About Me

Friday, April 15, 2016

HAPPINESS OR HOLINESS?

I thought God wanted me to be happy.  He is my father after all.  My earthly father was abusive. My Father in Heaven is a God of Love so why am I miserable?”
I found myself saying this to my roommate Dana.  I was surprised that it even came out of my mouth.  After all, I am happy.  Right? I am the daughter of the King.   I am redeemed by the Blood.  Everyone at church is happy. They think I am happy.
 I desired to be happy. 
 I went from experience to experience seeking fun and fulfillment.  
I went to Bible Studies, women's conferences, and Christian coffee houses.
Happiness was fleeting.
 How could I stay happy when deep down I was far from happy.  I was crushed, miserable and needed answers.
After three years of pretending (I wore the happy mask well),  I began to search the scriptures more diligently.

My eyes fixed on Ephesians 1:4
even as he chose us in him before the foundation of the world, that we should be holy and blameless before him.  ESV
Holy?  Isn't God the only holy one?
I studied more...

For God did not call us to be impure, but to live a holy life. 1 Thessalonians 4:7 NIV

Make every effort to live in peace with everyone and to be holy; without holiness no one will see the Lord. Hebrews 12:14 NIV


God called me to be holy not happy?   
The truth of the scriptures began to crack the facade I wore.
I prayed and meditated on the Word. Intense pain from my past began to come out of hiding.  
I did not want to hurt...but my aim was and still is...holiness   
"You must allow God to heal those hurts"  Dana told me during another discussion.
"Sin has left wounds and they go deep, let the Word of God heal you"
I set my face like flint toward my healing God.
The process of healing was difficult.
Healing was exchanged for joy...a joy so indescribable
 A joy that pierced any darkness and trumped happiness.
His holiness manifested in me turned my pain to joy.

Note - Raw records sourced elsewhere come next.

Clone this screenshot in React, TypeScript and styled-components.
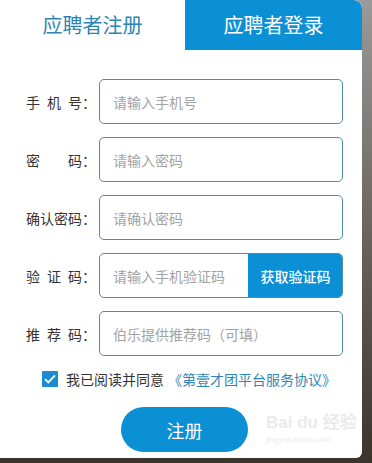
import React, { useState } from 'react'
import styled, { createGlobalStyle } from 'styled-components'

const GlobalStyle = createGlobalStyle`
  html, body {
    margin: 0;
    padding: 0;
  }
  body {
    width: 372px;
    height: 463px;
    overflow: hidden;
    background: linear-gradient(180deg, #9a9a9a 0%, #6f6963 45%, #3b342d 100%);
    font-family: "Noto Sans CJK SC", "Noto Sans", sans-serif;
  }
`

const Card = styled.div`
  position: relative;
  width: 362px;
  height: 458px;
  background: #fff;
  border-radius: 0 8px 6px 0;
  overflow: hidden;
  display: flex;
  flex-direction: column;
`

const Tabs = styled.div`
  display: grid;
  grid-template-columns: 185px 1fr;
  height: 50px;
`

const Tab = styled.div<{ $active?: boolean }>`
  display: flex;
  align-items: center;
  justify-content: center;
  font-size: 20px;
  padding-bottom: 2px;
  background: ${({ $active }) => ($active ? '#fff' : '#0b8fd5')};
  color: ${({ $active }) => ($active ? '#2c86b3' : '#fff')};
  border-top-right-radius: ${({ $active }) => ($active ? '0' : '8px')};
  cursor: pointer;
`

const Form = styled.div`
  display: flex;
  flex-direction: column;
  gap: 13px;
  padding: 29px 0 0 26px;
`

const Row = styled.div`
  display: flex;
  align-items: center;
  height: 45px;
`

const Label = styled.div`
  display: flex;
  align-items: center;
  width: 73px;
  font-size: 14px;
  color: #333;
`

const LabelText = styled.span`
  width: 56px;
  text-align: justify;
  text-align-last: justify;
`

const Field = styled.div`
  display: flex;
  width: 244px;
  height: 45px;
  box-sizing: border-box;
  border: 1px solid #4f8f9c;
  border-radius: 5px;
  overflow: hidden;
`

const Input = styled.input`
  flex: 1;
  min-width: 0;
  border: none;
  outline: none;
  padding: 0 0 0 13px;
  font-family: inherit;
  font-size: 14px;
  color: #333;
  background: transparent;
  &::placeholder {
    color: #a3a3a3;
  }
`

const CodeButton = styled.button`
  width: 95px;
  margin: -1px -1px -1px 0;
  border: none;
  background: #0b8fd5;
  color: #fff;
  font-family: inherit;
  font-size: 14px;
  font-weight: 500;
  cursor: pointer;
`

const Agree = styled.label`
  display: flex;
  align-items: center;
  margin: 13px 0 0 42px;
  font-size: 14px;
  color: #333;
  cursor: pointer;
`

const Check = styled.span`
  display: flex;
  align-items: center;
  justify-content: center;
  width: 16px;
  height: 16px;
  margin-right: 8px;
  background: #1a8bd0;
  border-radius: 1px;
`

const Link = styled.a`
  margin-left: 4px;
  color: #2f87b9;
  text-decoration: none;
`

const Submit = styled.button`
  align-self: flex-start;
  margin: 18px 0 0 121px;
  width: 127px;
  height: 45px;
  border: none;
  border-radius: 23px;
  background: #0b8fd5;
  color: #fff;
  font-family: inherit;
  font-size: 18px;
  cursor: pointer;
`

const Watermark = styled.div`
  position: absolute;
  left: 266px;
  top: 414px;
  color: #ebebeb;
  line-height: 1;
  white-space: nowrap;
  pointer-events: none;
  font-family: "Liberation Sans", "Noto Sans CJK SC", sans-serif;
`

const MarkTitle = styled.div`
  font-size: 17px;
  font-weight: bold;
`

const MarkUrl = styled.div`
  margin-top: 5px;
  font-size: 8px;
`

const fields = [
  { label: '手机号', placeholder: '请输入手机号' },
  { label: '密码', placeholder: '请输入密码', type: 'password' },
  { label: '确认密码', placeholder: '请确认密码', type: 'password' },
  { label: '验证码', placeholder: '请输入手机验证码', code: true },
  { label: '推荐码', placeholder: '伯乐提供推荐码（可填）' },
]

const App = () => {
  const [agreed, setAgreed] = useState(true)

  return (
    <>
      <GlobalStyle />
      <Card>
        <Tabs>
          <Tab $active>应聘者注册</Tab>
          <Tab>应聘者登录</Tab>
        </Tabs>
        <Form>
          {fields.map((f) => (
            <Row key={f.label}>
              <Label>
                <LabelText>{f.label}</LabelText>
                <span>：</span>
              </Label>
              <Field>
                <Input type={f.type || 'text'} placeholder={f.placeholder} />
                {f.code && <CodeButton>获取验证码</CodeButton>}
              </Field>
            </Row>
          ))}
        </Form>
        <Agree onClick={() => setAgreed(!agreed)}>
          <Check>
            {agreed && (
              <svg width="12" height="10" viewBox="0 0 12 10">
                <path d="M1 5.2 L4.3 8.4 L11 1.4" fill="none" stroke="#fff" strokeWidth="1.8" />
              </svg>
            )}
          </Check>
          我已阅读并同意
          <Link href="#" onClick={(e) => e.preventDefault()}>《第壹才团平台服务协议》</Link>
        </Agree>
        <Submit>注册</Submit>
        <Watermark>
          <MarkTitle>Bai du 经验</MarkTitle>
          <MarkUrl>jingyan.baidu.com</MarkUrl>
        </Watermark>
      </Card>
    </>
  )
}

export default App
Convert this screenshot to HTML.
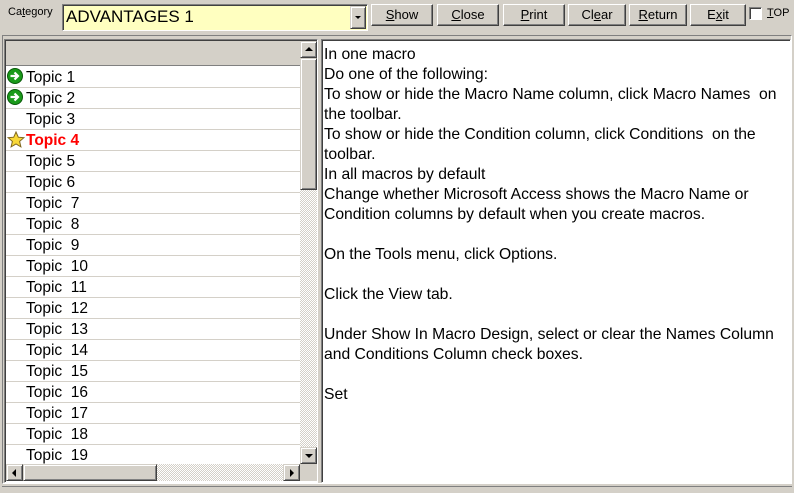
<!DOCTYPE html>
<html><head><style>
*{margin:0;padding:0;box-sizing:border-box}
body{width:794px;height:493px;background:#d4d0c8;position:relative;overflow:hidden;font-family:"Liberation Sans",Arial,sans-serif}
.abs{position:absolute}
.btn{position:absolute;top:4px;height:22px;background:#d4d0c8;border:1px solid;border-color:#fff #404040 #404040 #fff;box-shadow:inset -1px -1px 0 #808080;font-size:13px;text-align:center;line-height:20px;color:#000}
.sunk{border:1px solid;border-color:#808080 #fff #fff #808080;box-shadow:inset 1px 1px 0 #404040}
.row{position:absolute;left:0;width:294px;height:21px;border-bottom:1px solid #d4d0c8;font-size:15.5px;line-height:22px;padding-left:20px;color:#000}
.sb{position:absolute;background:#d4d0c8;border:1px solid;border-color:#d4d0c8 #404040 #404040 #d4d0c8;box-shadow:inset 1px 1px 0 #fff,inset -1px -1px 0 #808080}
.track{position:absolute;background-color:#eae8e4;background-image:repeating-conic-gradient(#d4d0c8 0 25%,#fff 0 50%);background-size:2px 2px}
.txt{position:absolute;left:324px;font-size:15.7px;color:#000;line-height:20px;white-space:nowrap}
</style></head><body>
<div class="abs" style="left:8px;top:6px;font-size:11px">Ca<u>t</u>egory</div>
<div class="abs sunk" style="left:62px;top:4px;width:306px;height:27px;background:#ffffc0"></div>
<div class="abs" style="left:66px;top:7px;font-size:17px;color:#000">ADVANTAGES 1</div>
<div class="sb" style="left:350px;top:6px;width:16px;height:23px"><div class="abs" style="left:4px;top:9px;width:0;height:0;border-left:3px solid transparent;border-right:3px solid transparent;border-top:3px solid #000"></div></div>
<div class="btn" style="left:371px;width:62px"><u>S</u>how</div>
<div class="btn" style="left:437px;width:62px"><u>C</u>lose</div>
<div class="btn" style="left:503px;width:62px"><u>P</u>rint</div>
<div class="btn" style="left:568px;width:58px">Cl<u>e</u>ar</div>
<div class="btn" style="left:629px;width:58px"><u>R</u>eturn</div>
<div class="btn" style="left:690px;width:56px">E<u>x</u>it</div>
<div class="abs sunk" style="left:749px;top:7px;width:13px;height:13px;background:#fff"></div>
<div class="abs" style="left:767px;top:7px;font-size:11px"><u>T</u>OP</div>
<div class="abs" style="left:2px;top:35px;width:790px;height:449px;border:1px solid;border-color:#808080 #fff #fff #808080"></div>
<div class="abs sunk" style="left:4px;top:39px;width:314px;height:444px;background:#fff;overflow:hidden">
 <div class="abs" style="left:1px;top:1px;width:294px;height:25px;background:#d4d0c8;border-bottom:1px solid #808080"></div>
 <div style="position:absolute;left:1px;top:27px;width:294px;height:420px">
  <div class="row" style="top:0">Topic 1</div>
  <div class="row" style="top:21px">Topic 2</div>
  <div class="row" style="top:42px">Topic 3</div>
  <div class="row" style="top:63px;color:#f00;font-weight:bold">Topic 4</div>
  <div class="row" style="top:84px">Topic 5</div>
  <div class="row" style="top:105px">Topic 6</div>
  <div class="row" style="top:126px">Topic &nbsp;7</div>
  <div class="row" style="top:147px">Topic &nbsp;8</div>
  <div class="row" style="top:168px">Topic &nbsp;9</div>
  <div class="row" style="top:189px">Topic &nbsp;10</div>
  <div class="row" style="top:210px">Topic &nbsp;11</div>
  <div class="row" style="top:231px">Topic &nbsp;12</div>
  <div class="row" style="top:252px">Topic &nbsp;13</div>
  <div class="row" style="top:273px">Topic &nbsp;14</div>
  <div class="row" style="top:294px">Topic &nbsp;15</div>
  <div class="row" style="top:315px">Topic &nbsp;16</div>
  <div class="row" style="top:336px">Topic &nbsp;17</div>
  <div class="row" style="top:357px">Topic &nbsp;18</div>
  <div class="row" style="top:378px">Topic &nbsp;19</div>
  <svg class="abs" style="left:1px;top:1px" width="17" height="17" viewBox="0 0 17 17"><circle cx="8" cy="8" r="7.5" fill="#1a9a1a" stroke="#0a5a0a"/><path d="M3.5 8h7M7.5 4.5l3.5 3.5-3.5 3.5" stroke="#fff" stroke-width="2.2" fill="none"/></svg>
  <svg class="abs" style="left:1px;top:22px" width="17" height="17" viewBox="0 0 17 17"><circle cx="8" cy="8" r="7.5" fill="#1a9a1a" stroke="#0a5a0a"/><path d="M3.5 8h7M7.5 4.5l3.5 3.5-3.5 3.5" stroke="#fff" stroke-width="2.2" fill="none"/></svg>
  <svg class="abs" style="left:1px;top:64px" width="18" height="18" viewBox="0 0 18 18"><path d="M9 1l2.3 5.2 5.6.5-4.3 3.7 1.3 5.5L9 13l-4.9 2.9 1.3-5.5L1.1 6.7l5.6-.5z" fill="#f8d838" stroke="#806820"/></svg>
 </div>
 <div class="sb" style="left:295px;top:1px;width:17px;height:17px"><div class="abs" style="left:4px;top:5px;border-left:4px solid transparent;border-right:4px solid transparent;border-bottom:4px solid #000"></div></div>
 <div class="track" style="left:295px;top:18px;width:17px;height:406px"></div>
 <div class="sb" style="left:295px;top:18px;width:17px;height:132px"></div>
 <div class="sb" style="left:295px;top:407px;width:17px;height:17px"><div class="abs" style="left:4px;top:6px;border-left:4px solid transparent;border-right:4px solid transparent;border-top:4px solid #000"></div></div>
 <div class="track" style="left:1px;top:424px;width:294px;height:17px"></div>
 <div class="sb" style="left:1px;top:424px;width:17px;height:17px"><div class="abs" style="left:5px;top:4px;border-top:4px solid transparent;border-bottom:4px solid transparent;border-right:4px solid #000"></div></div>
 <div class="sb" style="left:18px;top:424px;width:134px;height:17px"></div>
 <div class="sb" style="left:278px;top:424px;width:17px;height:17px"><div class="abs" style="left:6px;top:4px;border-top:4px solid transparent;border-bottom:4px solid transparent;border-left:4px solid #000"></div></div>
 <div class="abs" style="left:295px;top:424px;width:17px;height:17px;background:#d4d0c8"></div>
</div>
<div class="abs sunk" style="left:321px;top:39px;width:470px;height:444px;background:#fff"></div>
<div class="txt" style="top:45px">In one macro<br>Do one of the following:<br>To show or hide the Macro Name column, click Macro Names &nbsp;on<br>the toolbar.<br>To show or hide the Condition column, click Conditions &nbsp;on the<br>toolbar.<br>In all macros by default<br>Change whether Microsoft Access shows the Macro Name or<br>Condition columns by default when you create macros.<br><br>On the Tools menu, click Options.<br><br>Click the View tab.<br><br>Under Show In Macro Design, select or clear the Names Column<br>and Conditions Column check boxes.<br><br>Set</div>
<div class="abs" style="left:2px;top:486px;width:790px;height:7px;border-top:1px solid #808080"></div>
</body></html>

God is fine with us having happy moments.  
 However, His aim for our lives is holiness.
I no longer live from one happy experience to another.  
I am a person filled with joy.
Joy knowing that my Abba Father loves me unconditionally, joy knowing that He is still working in me, and joy knowing He will never leave me nor forsake me.
JOY JOY JOY!
What keeps you from experiencing the joy of the Lord?




2 comments:

Sherry Carter said...

I struggle with the difference between joy and happiness. I desire happiness when the Lord wants to give me a joy that is untouchable, regardless of my circumstances. Whether it's needed healing or removal of selfishness, only the Lord can touch us and give us pure joy.

CHERRILYNN BISBANO said...

Hi Sherry, I have struggled with the difference between the two also. Happiness changes with the environment or situation, Joy is not. Thank you for sharing and stopping by.